Desta forma, cabe-lhe a função de filtrar aquilo que lhe é relatado pelo cliente, não deixando transparecer quaisquer expressões que se não contenham dentro das margens da veemência e da energia que a defesa dos interesses daquele exigem - cfr. Cunha Gonçalves, Tratado de Direito Civil, VIII, Coimbra, 1933, pgs. 513 - 514, e Oliveira Mendes, O Direito à Honra e a sua Tutela Penal, Coimbra, 1996, pgs. 79 e 55.

[5] Veja-se, com interesse na abordagem deste problema da responsabilização penal das pessoas colectivas:

[6] E ISTO independentemente da decisão que vier a recair, em sede de despacho final da instrução, sobre o alegado nos artigos 50º a 56 do RAI – ou seja, alegam os arguidos, em sede instrutória, que não foram eles os autores da peça em causa (assente ainda que quem envia a peça por via electrónica pode nem sequer ser o seu autor), podendo ter sido autor qualquer um dos cerca de 20 causídicos da sociedade de advogados, porque todos estiveram envolvidos neste processos, não obstante ficar por explicar, à luz da mais humana lógica, como é que aparece uma procuração forense, datada de 18/12/2009 (logo anterior à data da entrada em juízo – 6/5/2010 - da peça onde se insere o escrito pretensamente injurioso, a fls 87), e outorgada precisamente aos 3 advogados constituídos arguidos neste processo criminal!
Diga-se ainda que o Dr. Pinto Ribeiro foi Ministro da Cultura do XVII Governo Constitucional de Portugal, desde 29/1/2008 até Outubro de 2009 (veja-se que o Governo seguinte - XVIII Governo Constitucional - foi formado com base nas eleições legislativas de 27/9/2009, tendo o Governo entrado em funções em 26/10/2009, o que significa que a procuração dos autos foi outorgada numa altura em que o Dr. Pinto Ribeiro já não exercia funções ministeriais, ao contrário do que se parece sustentar no ponto 8 do RAI).

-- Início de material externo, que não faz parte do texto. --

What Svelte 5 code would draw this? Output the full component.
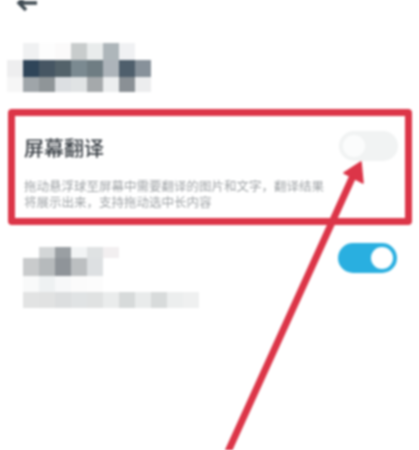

[7] Note-se que a instrução não teve como objecto saber se o mandante tinha ou não conhecimento das expressões ditas injuriosas (NA MEDIDA EM QUE TAL QUESTÃO NEM SEQUER FOI INVOCADA EM SEDE DE RAI), mas apenas apurar se estes 3 arguidos foram ou não os verdadeiros autores da peça em causa.
Contudo, da audição dos seus depoimentos, é possível concluir que:
- a arguida Drª A...Pinto da Silva, que trabalha no Departamento de Direito Comercial deste escritório de advogados, referiu que começou por acompanhar o processo em causa, na companhia do arguido Dr. B..., tendo sido eles que decidiram requerer a insolvência da INVESTVAR – foi o arguido Dr. B..., juntamente com o Dr. C... Costa Monteiro, do primeiro estagiário, que fez o requerimento de insolvência, tendo sido esse requerimento enviado pelo computador/citius da depoente. A partir dessa altura, a depoente subscreve – fez materialmente – requerimentos para esses autos, nomeadamente uma peça de embargos, uma peça de insolvência e uma peça de recurso de decisão de insolvência, alegando não ter sido de sua lavra o requerimento de reclamação desse despacho de não admissão de recurso (onde constavam as frases ditas injuriosas): ora, independentemente de acreditarmos ou não nesta versão (o que competirá à Exmª JIC, em sede de despacho final de instrução), a verdade é que a causídica é clara em afirmar que houve peças processuais que foram materialmente feitas pelos advogados da sociedade, o que só pode significar que não houve qualquer específico acordo entre o advogado e a agente da pessoa colectiva, no sentido de se dizer «isto» ou «aquilo»…
- já o arguido Dr. B..., que assumiu a direcção da sociedade de advogados aquando da ida do Dr. Pinto Ribeiro para o Ministério da Cultura, alegou não ter elaborado peças processuais neste processo, nem sequer sabendo quem as fez.
- finalmente, o arguido Dr. C... Costa Monteiro, estagiário do Dr. B..., confirmou que as peças foram todas elaboradas por advogados da sociedade, não tendo sido ele o autor da peça dita injuriante.